§ **CHALLENGE**: Transcribe all of the material below word for word and leave out its pictures.

===

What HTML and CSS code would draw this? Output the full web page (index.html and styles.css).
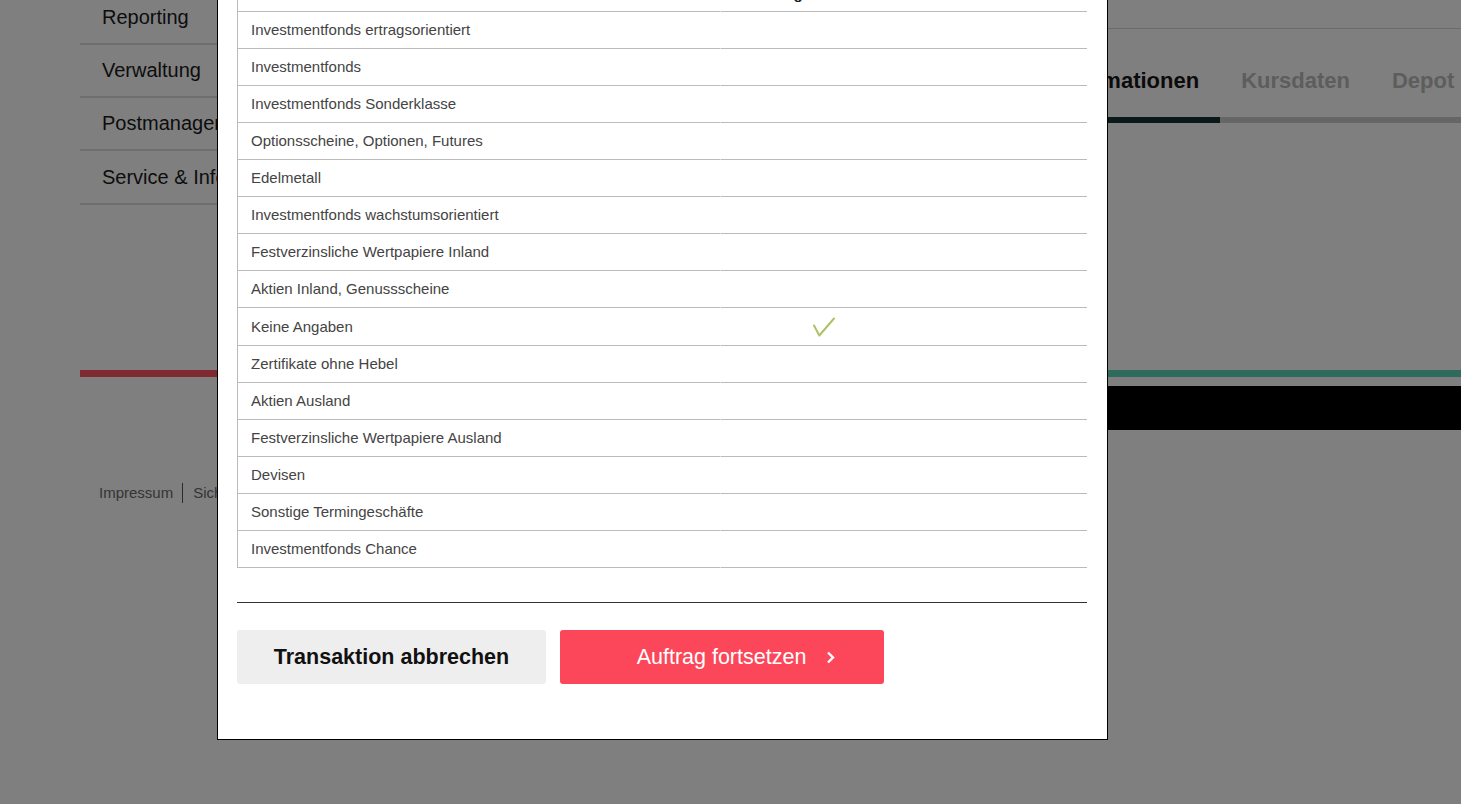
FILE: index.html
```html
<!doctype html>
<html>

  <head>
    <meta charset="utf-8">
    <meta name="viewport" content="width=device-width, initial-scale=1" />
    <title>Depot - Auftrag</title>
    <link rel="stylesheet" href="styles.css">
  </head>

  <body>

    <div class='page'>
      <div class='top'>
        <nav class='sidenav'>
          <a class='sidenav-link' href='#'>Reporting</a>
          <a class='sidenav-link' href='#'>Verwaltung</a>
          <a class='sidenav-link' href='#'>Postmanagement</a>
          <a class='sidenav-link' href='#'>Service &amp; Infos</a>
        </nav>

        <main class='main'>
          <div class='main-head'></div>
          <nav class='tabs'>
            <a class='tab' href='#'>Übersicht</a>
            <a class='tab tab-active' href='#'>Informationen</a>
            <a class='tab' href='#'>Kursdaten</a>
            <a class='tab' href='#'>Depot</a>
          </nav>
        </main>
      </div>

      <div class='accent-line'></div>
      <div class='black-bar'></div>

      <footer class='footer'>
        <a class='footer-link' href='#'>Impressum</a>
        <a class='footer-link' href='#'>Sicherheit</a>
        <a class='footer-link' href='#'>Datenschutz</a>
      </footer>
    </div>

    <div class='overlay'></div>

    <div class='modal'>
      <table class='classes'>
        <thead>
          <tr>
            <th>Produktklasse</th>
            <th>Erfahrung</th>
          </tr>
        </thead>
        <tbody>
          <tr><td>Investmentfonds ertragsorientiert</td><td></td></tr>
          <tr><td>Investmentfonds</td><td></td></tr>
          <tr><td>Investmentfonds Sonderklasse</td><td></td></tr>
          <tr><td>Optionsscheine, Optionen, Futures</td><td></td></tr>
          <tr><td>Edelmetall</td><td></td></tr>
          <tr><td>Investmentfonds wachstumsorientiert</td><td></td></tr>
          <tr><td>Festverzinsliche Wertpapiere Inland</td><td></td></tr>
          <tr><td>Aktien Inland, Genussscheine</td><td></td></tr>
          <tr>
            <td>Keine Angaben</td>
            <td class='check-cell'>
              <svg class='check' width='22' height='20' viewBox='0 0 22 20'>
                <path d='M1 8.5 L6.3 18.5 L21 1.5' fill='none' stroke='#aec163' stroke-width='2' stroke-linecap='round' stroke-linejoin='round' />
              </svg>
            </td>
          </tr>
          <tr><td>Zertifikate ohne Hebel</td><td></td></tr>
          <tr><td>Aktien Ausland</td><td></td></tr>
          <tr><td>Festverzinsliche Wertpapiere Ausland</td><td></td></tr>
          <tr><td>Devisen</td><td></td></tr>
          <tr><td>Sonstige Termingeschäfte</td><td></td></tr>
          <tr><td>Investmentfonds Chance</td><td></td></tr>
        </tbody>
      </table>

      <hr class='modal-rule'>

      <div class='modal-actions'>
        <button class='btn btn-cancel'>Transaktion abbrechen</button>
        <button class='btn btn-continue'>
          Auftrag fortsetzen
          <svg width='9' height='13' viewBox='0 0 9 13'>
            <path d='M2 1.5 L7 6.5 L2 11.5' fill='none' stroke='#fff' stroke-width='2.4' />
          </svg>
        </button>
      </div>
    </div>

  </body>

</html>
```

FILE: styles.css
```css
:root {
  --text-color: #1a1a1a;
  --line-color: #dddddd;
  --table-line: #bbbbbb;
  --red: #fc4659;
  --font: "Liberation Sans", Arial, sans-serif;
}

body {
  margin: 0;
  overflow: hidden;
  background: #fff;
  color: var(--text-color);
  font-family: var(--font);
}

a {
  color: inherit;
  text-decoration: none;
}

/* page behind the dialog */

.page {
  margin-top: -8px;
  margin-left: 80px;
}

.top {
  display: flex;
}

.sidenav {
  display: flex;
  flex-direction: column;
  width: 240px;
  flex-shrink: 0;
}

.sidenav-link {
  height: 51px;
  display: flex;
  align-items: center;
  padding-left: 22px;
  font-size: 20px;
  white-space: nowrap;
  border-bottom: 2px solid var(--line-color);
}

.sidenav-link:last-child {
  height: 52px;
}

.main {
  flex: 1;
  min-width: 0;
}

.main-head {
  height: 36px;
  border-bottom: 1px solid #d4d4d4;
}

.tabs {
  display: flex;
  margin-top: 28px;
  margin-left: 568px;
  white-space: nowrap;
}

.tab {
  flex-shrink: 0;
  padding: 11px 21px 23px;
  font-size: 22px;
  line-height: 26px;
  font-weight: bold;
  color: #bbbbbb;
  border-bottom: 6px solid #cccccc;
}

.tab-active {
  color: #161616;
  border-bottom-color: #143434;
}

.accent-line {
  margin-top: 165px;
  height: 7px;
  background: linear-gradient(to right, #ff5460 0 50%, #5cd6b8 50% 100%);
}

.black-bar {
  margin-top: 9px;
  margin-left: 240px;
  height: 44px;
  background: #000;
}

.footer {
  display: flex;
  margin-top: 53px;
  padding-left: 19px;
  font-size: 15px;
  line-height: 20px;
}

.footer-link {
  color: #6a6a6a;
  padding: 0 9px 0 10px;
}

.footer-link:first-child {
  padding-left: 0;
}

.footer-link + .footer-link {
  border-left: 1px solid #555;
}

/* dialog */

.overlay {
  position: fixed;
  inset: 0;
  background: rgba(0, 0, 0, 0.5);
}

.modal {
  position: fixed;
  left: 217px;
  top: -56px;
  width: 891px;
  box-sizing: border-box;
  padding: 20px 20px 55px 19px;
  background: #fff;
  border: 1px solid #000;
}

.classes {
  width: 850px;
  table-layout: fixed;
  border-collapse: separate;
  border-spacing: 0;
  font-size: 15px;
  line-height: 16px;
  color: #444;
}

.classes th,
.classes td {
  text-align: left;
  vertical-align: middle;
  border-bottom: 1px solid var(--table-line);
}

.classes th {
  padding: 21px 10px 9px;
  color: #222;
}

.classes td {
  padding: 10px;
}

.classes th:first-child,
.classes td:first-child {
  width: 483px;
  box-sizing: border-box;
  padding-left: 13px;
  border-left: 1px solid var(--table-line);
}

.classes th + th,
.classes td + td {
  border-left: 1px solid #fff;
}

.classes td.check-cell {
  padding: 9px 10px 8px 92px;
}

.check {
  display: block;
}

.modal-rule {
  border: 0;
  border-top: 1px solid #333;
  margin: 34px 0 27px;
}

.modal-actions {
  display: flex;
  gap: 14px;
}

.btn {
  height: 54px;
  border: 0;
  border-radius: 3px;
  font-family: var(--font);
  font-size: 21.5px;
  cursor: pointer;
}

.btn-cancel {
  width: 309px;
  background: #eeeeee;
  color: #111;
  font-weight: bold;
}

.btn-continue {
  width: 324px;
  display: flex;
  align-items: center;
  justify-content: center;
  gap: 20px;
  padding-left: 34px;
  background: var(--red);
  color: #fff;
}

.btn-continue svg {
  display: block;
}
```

===

§ **ANSWER TO THE EXERCISE**:
What HTML and CSS code would draw this? Output the full web page (index.html and styles.css).
FILE: index.html
```html
<!doctype html>
<html>

  <head>
    <meta charset="utf-8">
    <meta name="viewport" content="width=device-width, initial-scale=1" />
    <title>Depot - Auftrag</title>
    <link rel="stylesheet" href="styles.css">
  </head>

  <body>

    <div class='page'>
      <div class='top'>
        <nav class='sidenav'>
          <a class='sidenav-link' href='#'>Reporting</a>
          <a class='sidenav-link' href='#'>Verwaltung</a>
          <a class='sidenav-link' href='#'>Postmanagement</a>
          <a class='sidenav-link' href='#'>Service &amp; Infos</a>
        </nav>

        <main class='main'>
          <div class='main-head'></div>
          <nav class='tabs'>
            <a class='tab' href='#'>Übersicht</a>
            <a class='tab tab-active' href='#'>Informationen</a>
            <a class='tab' href='#'>Kursdaten</a>
            <a class='tab' href='#'>Depot</a>
          </nav>
        </main>
      </div>

      <div class='accent-line'></div>
      <div class='black-bar'></div>

      <footer class='footer'>
        <a class='footer-link' href='#'>Impressum</a>
        <a class='footer-link' href='#'>Sicherheit</a>
        <a class='footer-link' href='#'>Datenschutz</a>
      </footer>
    </div>

    <div class='overlay'></div>

    <div class='modal'>
      <table class='classes'>
        <thead>
          <tr>
            <th>Produktklasse</th>
            <th>Erfahrung</th>
          </tr>
        </thead>
        <tbody>
          <tr><td>Investmentfonds ertragsorientiert</td><td></td></tr>
          <tr><td>Investmentfonds</td><td></td></tr>
          <tr><td>Investmentfonds Sonderklasse</td><td></td></tr>
          <tr><td>Optionsscheine, Optionen, Futures</td><td></td></tr>
          <tr><td>Edelmetall</td><td></td></tr>
          <tr><td>Investmentfonds wachstumsorientiert</td><td></td></tr>
          <tr><td>Festverzinsliche Wertpapiere Inland</td><td></td></tr>
          <tr><td>Aktien Inland, Genussscheine</td><td></td></tr>
          <tr>
            <td>Keine Angaben</td>
            <td class='check-cell'>
              <svg class='check' width='22' height='20' viewBox='0 0 22 20'>
                <path d='M1 8.5 L6.3 18.5 L21 1.5' fill='none' stroke='#aec163' stroke-width='2' stroke-linecap='round' stroke-linejoin='round' />
              </svg>
            </td>
          </tr>
          <tr><td>Zertifikate ohne Hebel</td><td></td></tr>
          <tr><td>Aktien Ausland</td><td></td></tr>
          <tr><td>Festverzinsliche Wertpapiere Ausland</td><td></td></tr>
          <tr><td>Devisen</td><td></td></tr>
          <tr><td>Sonstige Termingeschäfte</td><td></td></tr>
          <tr><td>Investmentfonds Chance</td><td></td></tr>
        </tbody>
      </table>

      <hr class='modal-rule'>

      <div class='modal-actions'>
        <button class='btn btn-cancel'>Transaktion abbrechen</button>
        <button class='btn btn-continue'>
          Auftrag fortsetzen
          <svg width='9' height='13' viewBox='0 0 9 13'>
            <path d='M2 1.5 L7 6.5 L2 11.5' fill='none' stroke='#fff' stroke-width='2.4' />
          </svg>
        </button>
      </div>
    </div>

  </body>

</html>
```

FILE: styles.css
```css
:root {
  --text-color: #1a1a1a;
  --line-color: #dddddd;
  --table-line: #bbbbbb;
  --red: #fc4659;
  --font: "Liberation Sans", Arial, sans-serif;
}

body {
  margin: 0;
  overflow: hidden;
  background: #fff;
  color: var(--text-color);
  font-family: var(--font);
}

a {
  color: inherit;
  text-decoration: none;
}

/* page behind the dialog */

.page {
  margin-top: -8px;
  margin-left: 80px;
}

.top {
  display: flex;
}

.sidenav {
  display: flex;
  flex-direction: column;
  width: 240px;
  flex-shrink: 0;
}

.sidenav-link {
  height: 51px;
  display: flex;
  align-items: center;
  padding-left: 22px;
  font-size: 20px;
  white-space: nowrap;
  border-bottom: 2px solid var(--line-color);
}

.sidenav-link:last-child {
  height: 52px;
}

.main {
  flex: 1;
  min-width: 0;
}

.main-head {
  height: 36px;
  border-bottom: 1px solid #d4d4d4;
}

.tabs {
  display: flex;
  margin-top: 28px;
  margin-left: 568px;
  white-space: nowrap;
}

.tab {
  flex-shrink: 0;
  padding: 11px 21px 23px;
  font-size: 22px;
  line-height: 26px;
  font-weight: bold;
  color: #bbbbbb;
  border-bottom: 6px solid #cccccc;
}

.tab-active {
  color: #161616;
  border-bottom-color: #143434;
}

.accent-line {
  margin-top: 165px;
  height: 7px;
  background: linear-gradient(to right, #ff5460 0 50%, #5cd6b8 50% 100%);
}

.black-bar {
  margin-top: 9px;
  margin-left: 240px;
  height: 44px;
  background: #000;
}

.footer {
  display: flex;
  margin-top: 53px;
  padding-left: 19px;
  font-size: 15px;
  line-height: 20px;
}

.footer-link {
  color: #6a6a6a;
  padding: 0 9px 0 10px;
}

.footer-link:first-child {
  padding-left: 0;
}

.footer-link + .footer-link {
  border-left: 1px solid #555;
}

/* dialog */

.overlay {
  position: fixed;
  inset: 0;
  background: rgba(0, 0, 0, 0.5);
}

.modal {
  position: fixed;
  left: 217px;
  top: -56px;
  width: 891px;
  box-sizing: border-box;
  padding: 20px 20px 55px 19px;
  background: #fff;
  border: 1px solid #000;
}

.classes {
  width: 850px;
  table-layout: fixed;
  border-collapse: separate;
  border-spacing: 0;
  font-size: 15px;
  line-height: 16px;
  color: #444;
}

.classes th,
.classes td {
  text-align: left;
  vertical-align: middle;
  border-bottom: 1px solid var(--table-line);
}

.classes th {
  padding: 21px 10px 9px;
  color: #222;
}

.classes td {
  padding: 10px;
}

.classes th:first-child,
.classes td:first-child {
  width: 483px;
  box-sizing: border-box;
  padding-left: 13px;
  border-left: 1px solid var(--table-line);
}

.classes th + th,
.classes td + td {
  border-left: 1px solid #fff;
}

.classes td.check-cell {
  padding: 9px 10px 8px 92px;
}

.check {
  display: block;
}

.modal-rule {
  border: 0;
  border-top: 1px solid #333;
  margin: 34px 0 27px;
}

.modal-actions {
  display: flex;
  gap: 14px;
}

.btn {
  height: 54px;
  border: 0;
  border-radius: 3px;
  font-family: var(--font);
  font-size: 21.5px;
  cursor: pointer;
}

.btn-cancel {
  width: 309px;
  background: #eeeeee;
  color: #111;
  font-weight: bold;
}

.btn-continue {
  width: 324px;
  display: flex;
  align-items: center;
  justify-content: center;
  gap: 20px;
  padding-left: 34px;
  background: var(--red);
  color: #fff;
}

.btn-continue svg {
  display: block;
}
```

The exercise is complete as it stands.